The political divide between major cities and their statewide legislatures reflects the larger urban rural divide in the United States, said Payson, the professor. In Kentucky, it’s evident just 20 miles south of downtown Louisville, in Bullitt County.

Curt Hudson, chair of the county’s Republican Party, explained the divide in terms of an iconic, polarizing red hat.

“If I wore a Make America Great Again hat to Kroger just down the street, I’d have people asking me, ‘Where can I get one of those?'” he said. “If I went in down Bardstown Road in Louisville, I’d probably get somebody that was going to either yell, scream, sic their dog on me, I don’t know – try to run me over or something.”

He described the division between Kentucky’s cities and towns as “night and day.
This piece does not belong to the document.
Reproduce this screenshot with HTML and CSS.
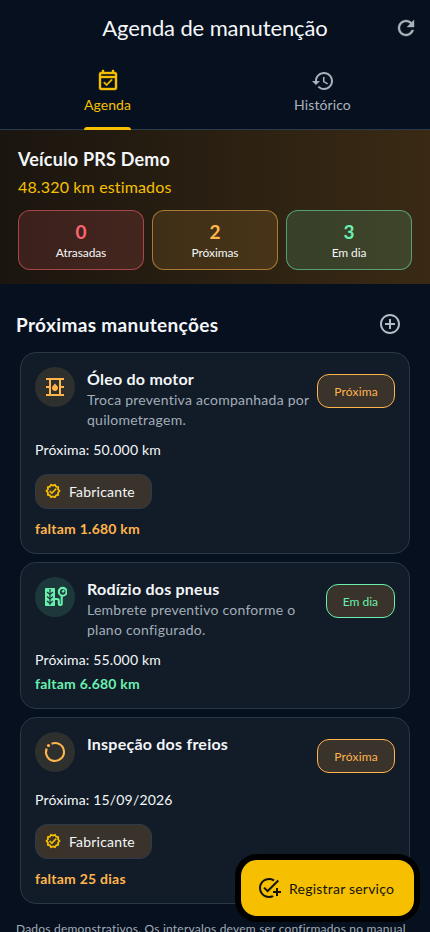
FILE: index.html
```html
<!DOCTYPE html>
<html lang="pt-BR">
<head>
<meta charset="utf-8">
<title>Agenda de manutenção</title>
<link rel="stylesheet" href="styles.css">
</head>
<body>
<svg class="defs" width="0" height="0">
  <symbol id="verified" viewBox="0 0 24 24"><path fill="none" stroke="currentColor" stroke-width="2.600" d="M12 4l3-1.300 1.700 2.800 3.100.8-.3 3.200 2.200 2.500-2.200 2.500.3 3.200-3.100.8-1.700 2.800-3-1.300-3 1.300-1.700-2.800-3.100-.8.3-3.200L2.300 12l2.200-2.500-.3-3.200 3.100-.8L9 2.700z"/><path stroke="currentColor" stroke-width=".5" d="M10.090 13.750l-2.320-2.330-1.480 1.490 3.800 3.810 7.340-7.360-1.480-1.490z"/></symbol>
</svg>
<div class="screen">
  <header class="appbar">
    <h1>Agenda de manutenção</h1>
    <svg class="icon heavy refresh" viewBox="0 0 24 24"><path d="M17.650 6.350C16.200 4.900 14.210 4 12 4c-4.420 0-7.990 3.580-7.990 8s3.570 8 7.990 8c3.730 0 6.840-2.550 7.730-6h-2.080c-.82 2.330-3.040 4-5.650 4-3.310 0-6-2.690-6-6s2.690-6 6-6c1.660 0 3.140.69 4.220 1.780L13 11h7V4l-2.350 2.350z"/></svg>
  </header>
  <nav class="tabs">
    <div class="tab active">
      <svg class="icon heavy" viewBox="0 0 24 24"><path d="M16.530 11.060L15.470 10l-4.880 4.880-2.120-2.120-1.060 1.060L10.590 17l5.940-5.940zM19 3h-1V1h-2v2H8V1H6v2H5c-1.110 0-2 .9-2 2v14c0 1.100.89 2 2 2h14c1.100 0 2-.9 2-2V5c0-1.100-.9-2-2-2zm0 16H5V9h14v10zM5 7V5h14v2H5z"/></svg>
      <span>Agenda</span>
    </div>
    <div class="tab">
      <svg class="icon" viewBox="0 0 24 24"><path d="M13 3c-4.970 0-9 4.030-9 9H1l3.890 3.890.07.14L9 12H6c0-3.870 3.130-7 7-7s7 3.130 7 7-3.130 7-7 7c-1.930 0-3.680-.79-4.940-2.060l-1.420 1.420C8.270 19.990 10.510 21 13 21c4.970 0 9-4.030 9-9s-4.030-9-9-9zm-1 5v5l4.280 2.540.72-1.210-3.500-2.080V8H12z"/></svg>
      <span>Histórico</span>
    </div>
  </nav>
  <section class="summary">
    <h2>Veículo PRS Demo</h2>
    <p class="mileage">48.320 km estimados</p>
    <div class="stats">
      <div class="stat late"><b>0</b><span>Atrasadas</span></div>
      <div class="stat soon"><b>2</b><span>Próximas</span></div>
      <div class="stat ok"><b>3</b><span>Em dia</span></div>
    </div>
  </section>
  <main>
    <div class="section-head">
      <h2>Próximas manutenções</h2>
      <svg class="icon" viewBox="0 0 24 24"><path d="M13 7h-2v4H7v2h4v4h2v-4h4v-2h-4V7zm-1-5C6.480 2 2 6.480 2 12s4.480 10 10 10 10-4.480 10-10S17.520 2 12 2zm0 18c-4.410 0-8-3.590-8-8s3.590-8 8-8 8 3.590 8 8-3.590 8-8 8z"/></svg>
    </div>
    <div class="cards">
      <article class="card amber">
        <div class="row">
          <div class="avatar"><svg class="icon" viewBox="0 0 24 24"><path fill-rule="evenodd" d="M21 13v-2h-3V5h3V3H3v2h3v6H3v2h3v6H3v2h18v-2h-3v-6h3zM16 19H8V5h8v14z"/><path d="M12 16c1.660 0 3-1.320 3-2.950 0-1.300-.52-1.670-3-4.550-2.470 2.860-3 3.240-3 4.550C9 14.680 10.340 16 12 16z"/></svg></div>
          <div class="copy"><h3>Óleo do motor</h3><p>Troca preventiva acompanhada por quilometragem.</p></div>
          <span class="badge">Próxima</span>
        </div>
        <p class="next">Próxima: 50.000 km</p>
        <span class="chip"><svg viewBox="0 0 24 24"><use href="#verified"/></svg>Fabricante</span>
        <p class="left">faltam 1.680 km</p>
      </article>
      <article class="card green">
        <div class="row">
          <div class="avatar"><svg class="icon" viewBox="0 0 24 24"><path d="M3 3h8c.6 0 1 .4 1 1v16c0 .6-.4 1-1 1H3c-.6 0-1-.4-1-1V4c0-.6.4-1 1-1z"/><path class="tread" d="M7 4v16M4 7l3 2.500L10 7M4 11.500L7 14l3-2.500M4 16l3 2.500 3-2.500"/><circle class="line" cx="19.700" cy="6.800" r="3.900"/><path class="line" d="M19.200 7.300l2-2M18.700 10.500V19c0 .7-.4 1-1 1h-.7c-.8 0-1.200-.5-1.200-1.200V15.500c0-1-.6-1.500-1.500-1.500H12"/></svg></div>
          <div class="copy"><h3>Rodízio dos pneus</h3><p>Lembrete preventivo conforme o plano configurado.</p></div>
          <span class="badge">Em dia</span>
        </div>
        <p class="next">Próxima: 55.000 km</p>
        <p class="left">faltam 6.680 km</p>
      </article>
      <article class="card amber">
        <div class="row">
          <div class="avatar"><svg class="icon" viewBox="0 0 24 24"><path class="line" d="M8.500 3.700A9 9 0 1 1 3.700 8.500"/><circle cx="5.500" cy="5.500" r="1.600"/></svg></div>
          <div class="copy"><h3>Inspeção dos freios</h3></div>
          <span class="badge">Próxima</span>
        </div>
        <p class="next">Próxima: 15/09/2026</p>
        <span class="chip"><svg viewBox="0 0 24 24"><use href="#verified"/></svg>Fabricante</span>
        <p class="left">faltam 25 dias</p>
      </article>
    </div>
    <p class="note">Dados demonstrativos. Os intervalos devem ser confirmados no manual</p>
  </main>
  <button class="fab"><svg class="icon" viewBox="0 0 24 24"><path d="M22 5.180L10.590 16.600l-4.240-4.240 1.410-1.410 2.830 2.830 10-10L22 5.180zM12 20c-4.410 0-8-3.590-8-8s3.590-8 8-8c1.570 0 3.040.46 4.280 1.250l1.450-1.450C16.100 2.670 14.130 2 12 2 6.480 2 2 6.480 2 12s4.480 10 10 10c1.730 0 3.360-.44 4.780-1.220l-1.500-1.500C14.280 19.740 13.170 20 12 20zM19 15h-3v2h3v3h2v-3h3v-2h-3v-3h-2v3z"/></svg>Registrar serviço</button>
</div>
</body>
</html>
```
FILE: styles.css
```css
* { box-sizing: border-box; }
body { margin: 0; background: #06101e; color: #f4f6f8; font-family: Lato, sans-serif; font-size: 14px; line-height: 20px; }
h1, h2, h3, p { margin: 0; }
.defs { position: absolute; }
.screen { position: relative; height: 932px; overflow: hidden; }
.icon { display: block; width: 24px; height: 24px; fill: currentColor; flex: none; }
.line { fill: none; stroke: currentColor; stroke-width: 2.1; }
.heavy { stroke: currentColor; stroke-width: .4; }

.appbar { display: grid; grid-template-columns: 48px 1fr 48px; align-items: center; height: 56px; }
.appbar h1 { grid-column: 2; text-align: center; font-size: 22px; font-weight: 400; line-height: 28px; letter-spacing: -.12px; }
.refresh { justify-self: center; color: #aab3bb; }

.tabs { display: grid; grid-template-columns: 1fr 1fr; height: 74px; border-bottom: 1px solid #2b3a4d; }
.tab { display: flex; flex-direction: column; align-items: center; justify-self: center; height: 74px; padding-top: 13px; color: #aab3bd; letter-spacing: .1px; }
.tab span { margin-top: 2px; }
.tab.active { color: #f6c000; }
.tab.active::after { content: ""; width: 100%; height: 3px; margin-top: 12px; border-radius: 3px 3px 0 0; background: #f6c000; }

.summary { height: 154px; padding: 17px 18px 14px; background: linear-gradient(90deg, #1a150f, #3a2a14); }
.summary h2 { font-size: 18px; line-height: 24px; letter-spacing: .2px; }
.mileage { margin-top: 4px; color: #f6c000; font-size: 16px; line-height: 24px; letter-spacing: .15px; }
.stats { display: grid; grid-template-columns: repeat(3, 1fr); gap: 8px; margin-top: 11px; }
.stat { display: flex; flex-direction: column; align-items: center; height: 60px; padding-top: 9px; border: 1px solid; border-radius: 12px; }
.stat b { font-size: 19px; line-height: 24px; }
.stat span { margin-top: 1px; font-size: 12px; line-height: 16px; letter-spacing: -.1px; color: #f4f6f8; }
.late { color: #ff6570; background: rgba(255, 101, 112, .14); border-color: rgba(255, 101, 112, .55); }
.soon { color: #ffb74d; background: rgba(255, 183, 77, .12); border-color: rgba(255, 183, 77, .55); }
.ok { color: #69f0ae; background: rgba(105, 240, 174, .14); border-color: rgba(105, 240, 174, .55); }

.section-head { display: flex; align-items: center; justify-content: space-between; height: 68px; padding: 13px 28px 0 16px; }
.section-head h2 { font-size: 19px; line-height: 24px; letter-spacing: .35px; }
.section-head .icon { margin-top: -2px; color: #b3bcc5; }
.cards { display: grid; gap: 8px; padding: 0 20px; }
.card { padding: 14px; border: 1px solid #2a3746; border-radius: 16px; background: #111c28; }
.amber { color: #ffb44c; }
.green { color: #69f0ae; }
.row { display: flex; min-height: 48px; }
.avatar { display: grid; place-items: center; flex: none; width: 40px; height: 40px; border-radius: 50%; background: #2e302e; }
.green .avatar { background: #1d383a; }
.copy { flex: 1; margin-left: 12px; padding-top: 1px; color: #a3adb8; letter-spacing: .25px; }
.copy h3 { margin-bottom: 1px; color: #f4f6f8; font-size: 16px; line-height: 21px; letter-spacing: .23px; }
.badge { align-self: flex-start; height: 34px; margin: 7px 0 0 8px; padding: 0 16px; border: 1px solid; border-radius: 12px; background: #39332c; font-size: 12px; line-height: 33px; }
.amber .badge { letter-spacing: .2px; }
.next { margin-top: 10px; color: #f4f6f8; letter-spacing: .18px; }
.chip { display: flex; align-items: center; width: 117px; height: 35px; margin: 14px 0 10px; padding-left: 9px; border: 1px solid #2c3a4a; border-radius: 12px; background: #39332c; color: #f4f6f8; letter-spacing: .2px; }
.chip svg { width: 16px; height: 16px; margin: -1px 8px 0 0; color: #f6c000; fill: currentColor; }
.left { margin-top: 4px; font-weight: 700; letter-spacing: .24px; }
.tread { fill: none; stroke: #1d383a; stroke-width: 1.2; }
.note { margin: 15px 16px 0; color: #a3adb8; font-size: 12px; letter-spacing: .21px; white-space: nowrap; }
.fab { position: absolute; right: 16px; bottom: 16px; display: flex; align-items: center; width: 173px; height: 56px; padding: 0 18px; gap: 8px; border: 0; border-radius: 16px; background: #f6c000; box-shadow: 0 0 0 6px #000; color: #14130c; font: 400 14px Lato, sans-serif; letter-spacing: .22px; white-space: nowrap; }
.fab .icon { margin-left: -2px; }
```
It’s like when you think California, and you think Florida. It’s literally so much different.” The cities, he said, are like California.

Huff, the representative, said there was nothing in his power to help prevent mass shootings – or as he characterized it, to “stop evil.”

“A return to good values would be a key thing. Repent, repent before God would be a good thing,” Huff said. “I don’t think new laws are going to change anything. You can’t legislate morality.”

But some Republicans here do see common ground. Cubero, the Shepherdsville mayor, thinks mental health checks such as red flag laws and requiring training before purchasing a gun could be beneficial. He said he thinks people in Kentucky are less polarized than they or their elected representatives appear to be.

“I think we all should have guns, but at the same time, I want those other guardrails in there, too,” he said. “You’re never going to get a real answer until people really decide that, between where you’re at and where I’m at . . . somewhere in the middle is the truth.”